### Dataset excerpts ###
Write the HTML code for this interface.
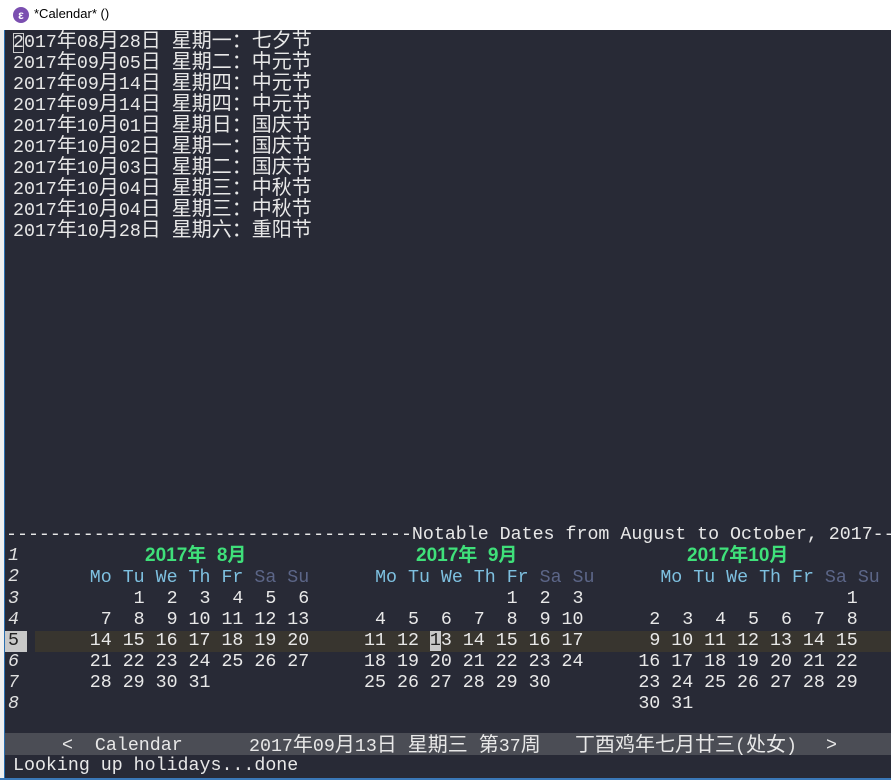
<!DOCTYPE html>
<html><head><meta charset="utf-8"><style>
html,body{margin:0;padding:0}
body{width:891px;height:780px;position:relative;overflow:hidden;background:#282a36;font-family:"Liberation Mono","Noto Sans CJK SC",monospace;font-size:18.3px;color:#e8e8e8}
.l{position:absolute;white-space:pre;line-height:21px;height:21px}
.k{font-family:"Noto Sans CJK SC","WenQuanYi Zen Hei",sans-serif;font-size:20px;line-height:18px}
.hd{color:#7ec0e0}.we{color:#5c6688}
.g{color:#3fe07a;font-weight:bold;font-family:"Liberation Sans","Noto Sans CJK SC",sans-serif;font-size:19px}
.n{position:absolute;left:8px;font-style:italic;line-height:21px;color:#e0e0e0}
</style></head><body>
<div style="position:absolute;left:0;top:0;width:891px;height:30px;background:#fff"></div>
<div style="position:absolute;left:13px;top:7px;width:16px;height:16px;border-radius:50%;background:#7b4fb0;color:#fff;font:bold 12px 'Liberation Sans',sans-serif;text-align:center;line-height:16px">ε</div>
<div style="position:absolute;left:34px;top:6px;font:13px 'Liberation Sans',sans-serif;color:#000">*Calendar* ()</div>
<div style="position:absolute;left:0;top:30px;width:4px;height:750px;background:#f0f0f0"></div>
<div style="position:absolute;left:4px;top:30px;width:1px;height:750px;background:#2a6fb0"></div>

<div class="l" style="left:13px;top:30px"><span style="outline:1px solid #ccc;outline-offset:-1px">2</span>017<span class="k">年</span>08<span class="k">月</span>28<span class="k">日</span> <span class="k">星期一：七夕节</span></div>
<div class="l" style="left:13px;top:51px">2017<span class="k">年</span>09<span class="k">月</span>05<span class="k">日</span> <span class="k">星期二：中元节</span></div>
<div class="l" style="left:13px;top:72px">2017<span class="k">年</span>09<span class="k">月</span>14<span class="k">日</span> <span class="k">星期四：中元节</span></div>
<div class="l" style="left:13px;top:93px">2017<span class="k">年</span>09<span class="k">月</span>14<span class="k">日</span> <span class="k">星期四：中元节</span></div>
<div class="l" style="left:13px;top:114px">2017<span class="k">年</span>10<span class="k">月</span>01<span class="k">日</span> <span class="k">星期日：国庆节</span></div>
<div class="l" style="left:13px;top:135px">2017<span class="k">年</span>10<span class="k">月</span>02<span class="k">日</span> <span class="k">星期一：国庆节</span></div>
<div class="l" style="left:13px;top:156px">2017<span class="k">年</span>10<span class="k">月</span>03<span class="k">日</span> <span class="k">星期二：国庆节</span></div>
<div class="l" style="left:13px;top:177px">2017<span class="k">年</span>10<span class="k">月</span>04<span class="k">日</span> <span class="k">星期三：中秋节</span></div>
<div class="l" style="left:13px;top:198px">2017<span class="k">年</span>10<span class="k">月</span>04<span class="k">日</span> <span class="k">星期三：中秋节</span></div>
<div class="l" style="left:13px;top:219px">2017<span class="k">年</span>10<span class="k">月</span>28<span class="k">日</span> <span class="k">星期六：重阳节</span></div>

<div class="l" style="left:6px;top:525px">-------------------------------------Notable Dates from August to October, 2017-----</div>

<div style="position:absolute;left:35px;top:631px;width:856px;height:21px;background:#38352f"></div>
<div style="position:absolute;left:5px;top:631px;width:22px;height:21px;background:#c8c8c8"></div>

<div class="n" style="top:546px">1</div>
<div class="n" style="top:567px">2</div>
<div class="n" style="top:589px">3</div>
<div class="n" style="top:610px">4</div>
<div class="n" style="top:631px;font-style:normal;color:#222">5</div>
<div class="n" style="top:652px">6</div>
<div class="n" style="top:673px">7</div>
<div class="n" style="top:694px">8</div>

<div class="l g" style="left:145px;top:545px">2017年&nbsp; 8月</div>
<div class="l g" style="left:416px;top:545px">2017年&nbsp; 9月</div>
<div class="l g" style="left:687px;top:545px">2017年10月</div>

<div class="l" style="left:13px;top:568px">       <span class="hd">Mo Tu We Th Fr</span> <span class="we">Sa Su</span>      <span class="hd">Mo Tu We Th Fr</span> <span class="we">Sa Su</span>      <span class="hd">Mo Tu We Th Fr</span> <span class="we">Sa Su</span></div>
<div class="l" style="left:13px;top:589px">           1  2  3  4  5  6                  1  2  3                        1</div>
<div class="l" style="left:13px;top:610px">        7  8  9 10 11 12 13      4  5  6  7  8  9 10      2  3  4  5  6  7  8</div>
<div class="l" style="left:13px;top:631px">       14 15 16 17 18 19 20     11 12 <span style="background:#c8c8c8;color:#222">1</span>3 14 15 16 17      9 10 11 12 13 14 15</div>
<div class="l" style="left:13px;top:652px">       21 22 23 24 25 26 27     18 19 20 21 22 23 24     16 17 18 19 20 21 22</div>
<div class="l" style="left:13px;top:673px">       28 29 30 31              25 26 27 28 29 30        23 24 25 26 27 28 29</div>
<div class="l" style="left:13px;top:694px">                                                         30 31</div>

<div style="position:absolute;left:5px;top:733px;width:886px;height:22px;background:#4b4d55"></div>
<div class="l" style="left:62px;top:736px">&lt;  Calendar</div>
<div class="l" style="left:249px;top:734px">2017<span class="k">年</span>09<span class="k">月</span>13<span class="k">日</span> <span class="k">星期三</span> <span class="k">第</span>37<span class="k">周</span></div>
<div class="l" style="left:575px;top:734px"><span class="k">丁酉鸡年七月廿三</span>(<span class="k">处女</span>)</div>
<div class="l" style="left:826px;top:736px">&gt;</div>

<div class="l" style="left:13px;top:756px">Looking up holidays...done</div>
<div style="position:absolute;left:0;top:778px;width:891px;height:2px;background:#3a78b8"></div>
</body></html>
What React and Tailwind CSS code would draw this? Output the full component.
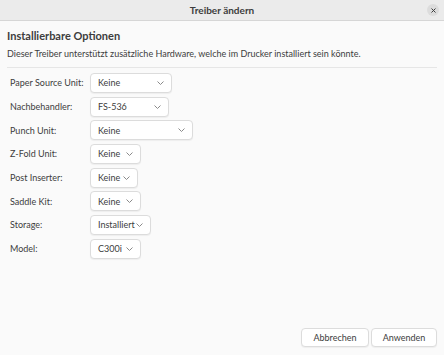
const rows = [
  { label: 'Paper Source Unit:', value: 'Keine', w: 'w-[82px]' },
  { label: 'Nachbehandler:', value: 'FS-536', w: 'w-[79px]' },
  { label: 'Punch Unit:', value: 'Keine', w: 'w-[103px]' },
  { label: 'Z-Fold Unit:', value: 'Keine', w: 'w-[51px]' },
  { label: 'Post Inserter:', value: 'Keine', w: 'w-[48px]' },
  { label: 'Saddle Kit:', value: 'Keine', w: 'w-[51px]' },
  { label: 'Storage:', value: 'Installiert', w: 'w-[61px]' },
  { label: 'Model:', value: 'C300i', w: 'w-[51px]' },
];

function Chevron() {
  return (
    <svg width="7" height="4" viewBox="0 0 7 4" className="shrink-0">
      <path d="M0.5 0.5 L3.5 3.5 L6.5 0.5" fill="none" stroke="#8a8a8a" strokeWidth="1" />
    </svg>
  );
}

function Dropdown({ value, w }) {
  return (
    <div className={`${w} h-[20px] flex items-center justify-between pl-[7px] pr-[7px] bg-white border border-[#dcdcdc] rounded-[4px] shadow-[0_1px_1px_rgba(0,0,0,0.05)] text-[9px] text-[#3d3d3d]`}>
      <span className="whitespace-nowrap">{value}</span>
      <Chevron />
    </div>
  );
}

export default function App() {
  return (
    <div className="w-[444px] h-[355px] flex flex-col bg-[#fafafa] font-['Lato',sans-serif] overflow-hidden">
      <div className="h-[21px] shrink-0 flex items-center justify-center relative bg-[#ebebeb] border-b border-[#d6d6d6]">
        <span className="text-[10px] font-bold text-[#3d3d3d]">Treiber ändern</span>
        <div className="absolute right-[5px] top-[4px] w-[12px] h-[12px] rounded-full bg-[#dcdcdc] flex items-center justify-center">
          <svg width="5" height="5" viewBox="0 0 5 5">
            <path d="M0.5 0.5 L4.5 4.5 M4.5 0.5 L0.5 4.5" stroke="#3d3d3d" strokeWidth="1" />
          </svg>
        </div>
      </div>

      <div className="flex-1 flex flex-col px-[7px]">
        <div className="pt-[7px] text-[11px] font-bold text-[#3d3d3d] leading-[16px]">Installierbare Optionen</div>
        <div className="pt-[4px] text-[9px] text-[#3d3d3d] leading-[12px]">
          Dieser Treiber unterstützt zusätzliche Hardware, welche im Drucker installiert sein könnte.
        </div>
        <div className="mt-[7px] border-t border-[#e6e6e6]" />

        <div className="pt-[5px] pl-[3px] flex flex-col gap-[3.7px]">
          {rows.map((r) => (
            <div key={r.label} className="flex items-center h-[20px]">
              <div className="w-[80px] text-[9px] text-[#3d3d3d] whitespace-nowrap">{r.label}</div>
              <Dropdown value={r.value} w={r.w} />
            </div>
          ))}
        </div>

        <div className="mt-auto mb-[8px] flex justify-end gap-[2px]">
          <button className="w-[68px] h-[19px] bg-white border border-[#dcdcdc] rounded-[4px] text-[9px] text-[#3d3d3d] shadow-[0_1px_1px_rgba(0,0,0,0.05)]">
            Abbrechen
          </button>
          <button className="w-[66px] h-[19px] bg-white border border-[#dcdcdc] rounded-[4px] text-[9px] text-[#3d3d3d] shadow-[0_1px_1px_rgba(0,0,0,0.05)]">
            Anwenden
          </button>
        </div>
      </div>
    </div>
  );
}
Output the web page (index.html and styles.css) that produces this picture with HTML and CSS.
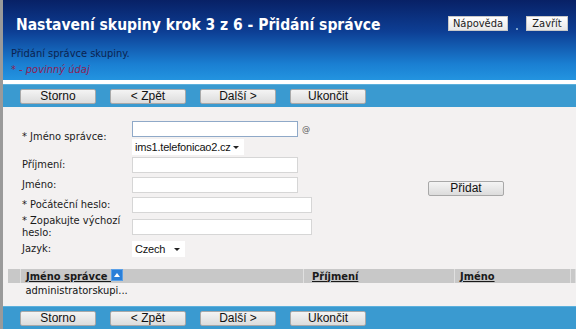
###
What needs to be done: Take every line that includes the string "Output" and copy it.

Final answer:
What React and Tailwind CSS code would draw this? Output the full component.
Output the web page (index.html and styles.css) that produces this picture with HTML and CSS.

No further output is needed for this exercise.